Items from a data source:
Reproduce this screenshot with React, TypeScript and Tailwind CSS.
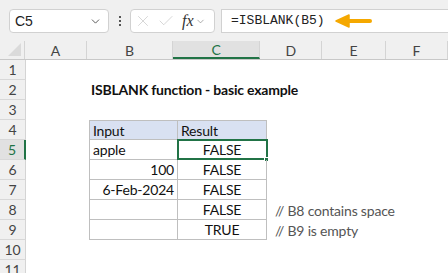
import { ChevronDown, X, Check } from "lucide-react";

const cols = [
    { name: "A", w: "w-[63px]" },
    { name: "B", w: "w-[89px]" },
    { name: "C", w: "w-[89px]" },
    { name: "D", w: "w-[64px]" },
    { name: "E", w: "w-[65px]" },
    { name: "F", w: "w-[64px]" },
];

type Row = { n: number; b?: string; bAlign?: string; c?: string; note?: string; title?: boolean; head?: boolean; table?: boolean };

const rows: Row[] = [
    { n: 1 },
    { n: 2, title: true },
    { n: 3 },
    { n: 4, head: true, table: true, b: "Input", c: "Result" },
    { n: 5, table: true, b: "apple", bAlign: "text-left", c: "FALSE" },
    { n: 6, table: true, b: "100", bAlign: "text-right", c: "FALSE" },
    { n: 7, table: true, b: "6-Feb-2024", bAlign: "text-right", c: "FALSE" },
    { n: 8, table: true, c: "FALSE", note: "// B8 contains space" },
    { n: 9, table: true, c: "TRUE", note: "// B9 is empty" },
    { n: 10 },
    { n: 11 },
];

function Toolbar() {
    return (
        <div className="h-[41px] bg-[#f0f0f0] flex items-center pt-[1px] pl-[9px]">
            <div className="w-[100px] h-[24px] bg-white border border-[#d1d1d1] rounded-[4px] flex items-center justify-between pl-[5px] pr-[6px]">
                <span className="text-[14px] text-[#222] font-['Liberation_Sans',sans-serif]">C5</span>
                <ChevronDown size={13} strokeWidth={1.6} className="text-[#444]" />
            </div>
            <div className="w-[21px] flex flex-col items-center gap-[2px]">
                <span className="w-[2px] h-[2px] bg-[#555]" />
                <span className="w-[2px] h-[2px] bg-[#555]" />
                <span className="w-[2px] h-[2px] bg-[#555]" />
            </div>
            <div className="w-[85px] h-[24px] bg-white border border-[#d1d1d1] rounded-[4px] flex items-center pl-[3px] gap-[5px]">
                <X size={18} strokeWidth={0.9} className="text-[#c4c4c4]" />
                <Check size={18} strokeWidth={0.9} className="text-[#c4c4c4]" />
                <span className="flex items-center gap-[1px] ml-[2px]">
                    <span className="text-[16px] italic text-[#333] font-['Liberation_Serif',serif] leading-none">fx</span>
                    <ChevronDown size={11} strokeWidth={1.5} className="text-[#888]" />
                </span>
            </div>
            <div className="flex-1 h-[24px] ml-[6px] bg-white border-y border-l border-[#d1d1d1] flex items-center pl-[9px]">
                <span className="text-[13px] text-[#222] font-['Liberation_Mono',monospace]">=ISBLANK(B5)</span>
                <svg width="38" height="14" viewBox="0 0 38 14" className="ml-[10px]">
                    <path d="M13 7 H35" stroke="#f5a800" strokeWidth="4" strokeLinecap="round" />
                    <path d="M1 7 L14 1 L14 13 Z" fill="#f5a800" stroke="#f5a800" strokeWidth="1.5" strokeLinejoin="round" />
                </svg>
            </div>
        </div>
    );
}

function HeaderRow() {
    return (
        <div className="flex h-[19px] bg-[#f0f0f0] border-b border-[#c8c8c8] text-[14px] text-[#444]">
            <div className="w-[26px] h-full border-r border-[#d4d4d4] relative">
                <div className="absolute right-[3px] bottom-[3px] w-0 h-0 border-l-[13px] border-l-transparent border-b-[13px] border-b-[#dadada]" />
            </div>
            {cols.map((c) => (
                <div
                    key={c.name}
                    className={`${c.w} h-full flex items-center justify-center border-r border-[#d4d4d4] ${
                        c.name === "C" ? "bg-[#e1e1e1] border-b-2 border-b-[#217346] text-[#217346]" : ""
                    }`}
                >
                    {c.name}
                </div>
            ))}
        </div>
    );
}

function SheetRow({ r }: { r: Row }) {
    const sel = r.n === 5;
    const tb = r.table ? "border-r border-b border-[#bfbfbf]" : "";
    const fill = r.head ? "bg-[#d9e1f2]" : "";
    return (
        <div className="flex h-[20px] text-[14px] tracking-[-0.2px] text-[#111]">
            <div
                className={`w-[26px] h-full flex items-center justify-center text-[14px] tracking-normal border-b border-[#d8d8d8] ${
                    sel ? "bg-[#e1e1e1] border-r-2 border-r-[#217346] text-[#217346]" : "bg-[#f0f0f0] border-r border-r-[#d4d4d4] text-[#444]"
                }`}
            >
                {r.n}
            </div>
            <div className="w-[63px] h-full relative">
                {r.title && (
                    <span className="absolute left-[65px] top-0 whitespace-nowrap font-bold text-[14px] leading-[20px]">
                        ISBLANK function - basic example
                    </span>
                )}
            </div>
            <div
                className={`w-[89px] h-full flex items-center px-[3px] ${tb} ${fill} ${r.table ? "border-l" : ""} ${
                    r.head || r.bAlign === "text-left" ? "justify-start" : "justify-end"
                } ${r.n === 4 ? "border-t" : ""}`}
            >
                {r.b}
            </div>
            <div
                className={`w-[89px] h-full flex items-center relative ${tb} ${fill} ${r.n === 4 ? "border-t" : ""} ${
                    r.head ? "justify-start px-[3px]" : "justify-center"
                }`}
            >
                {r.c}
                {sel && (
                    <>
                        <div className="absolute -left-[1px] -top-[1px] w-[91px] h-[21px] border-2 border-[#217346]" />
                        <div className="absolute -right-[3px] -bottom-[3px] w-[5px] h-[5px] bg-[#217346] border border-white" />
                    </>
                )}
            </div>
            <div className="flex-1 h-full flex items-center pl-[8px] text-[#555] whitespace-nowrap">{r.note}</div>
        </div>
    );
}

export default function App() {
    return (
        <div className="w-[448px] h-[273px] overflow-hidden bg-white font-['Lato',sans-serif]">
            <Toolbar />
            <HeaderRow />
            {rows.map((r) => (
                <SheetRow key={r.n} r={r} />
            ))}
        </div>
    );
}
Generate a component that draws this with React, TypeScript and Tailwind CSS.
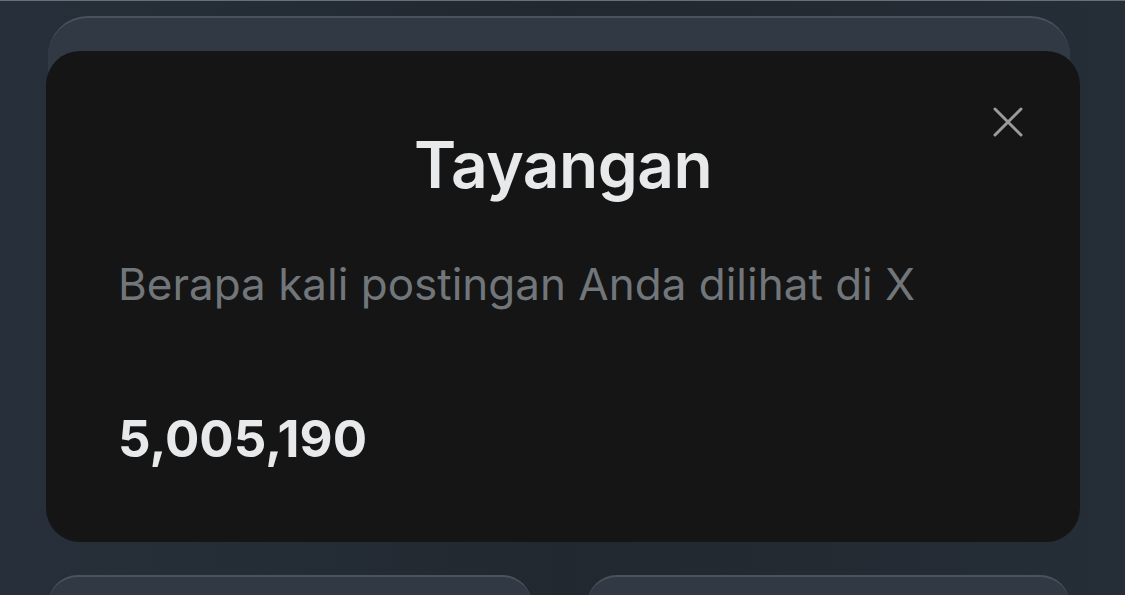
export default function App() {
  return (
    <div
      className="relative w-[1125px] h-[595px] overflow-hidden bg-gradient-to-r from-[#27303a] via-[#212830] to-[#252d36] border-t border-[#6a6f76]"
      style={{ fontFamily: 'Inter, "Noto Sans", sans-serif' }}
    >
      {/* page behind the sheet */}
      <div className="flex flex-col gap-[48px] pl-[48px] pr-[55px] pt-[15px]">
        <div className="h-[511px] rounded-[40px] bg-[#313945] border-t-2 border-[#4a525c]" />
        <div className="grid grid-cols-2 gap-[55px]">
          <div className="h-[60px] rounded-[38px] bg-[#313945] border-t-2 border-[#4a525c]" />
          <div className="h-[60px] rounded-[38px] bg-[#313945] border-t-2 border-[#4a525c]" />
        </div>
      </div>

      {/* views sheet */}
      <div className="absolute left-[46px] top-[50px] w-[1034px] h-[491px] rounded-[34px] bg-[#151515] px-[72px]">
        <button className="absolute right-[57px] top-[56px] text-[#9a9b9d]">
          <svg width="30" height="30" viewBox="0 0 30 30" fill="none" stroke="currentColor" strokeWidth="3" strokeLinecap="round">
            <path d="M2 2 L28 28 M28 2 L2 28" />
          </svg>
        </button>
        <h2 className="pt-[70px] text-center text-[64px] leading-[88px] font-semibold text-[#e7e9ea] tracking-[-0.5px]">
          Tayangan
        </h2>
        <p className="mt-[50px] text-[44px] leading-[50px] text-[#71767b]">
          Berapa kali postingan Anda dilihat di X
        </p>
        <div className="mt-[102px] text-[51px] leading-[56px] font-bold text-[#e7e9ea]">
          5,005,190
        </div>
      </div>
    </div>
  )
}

[TASK DETAILS]: Return, please, the exact lines from the beginning of the entries above through the line containing "number; b?: string;", both included; pictures are left out.

[ANSWER FOR THE TASK]:
Reproduce this screenshot with React, TypeScript and Tailwind CSS.
import { ChevronDown, X, Check } from "lucide-react";

const cols = [
    { name: "A", w: "w-[63px]" },
    { name: "B", w: "w-[89px]" },
    { name: "C", w: "w-[89px]" },
    { name: "D", w: "w-[64px]" },
    { name: "E", w: "w-[65px]" },
    { name: "F", w: "w-[64px]" },
];

type Row = { n: number; b?: string; bAlign?: string; c?: string; note?: string; title?: boolean; head?: boolean; table?: boolean };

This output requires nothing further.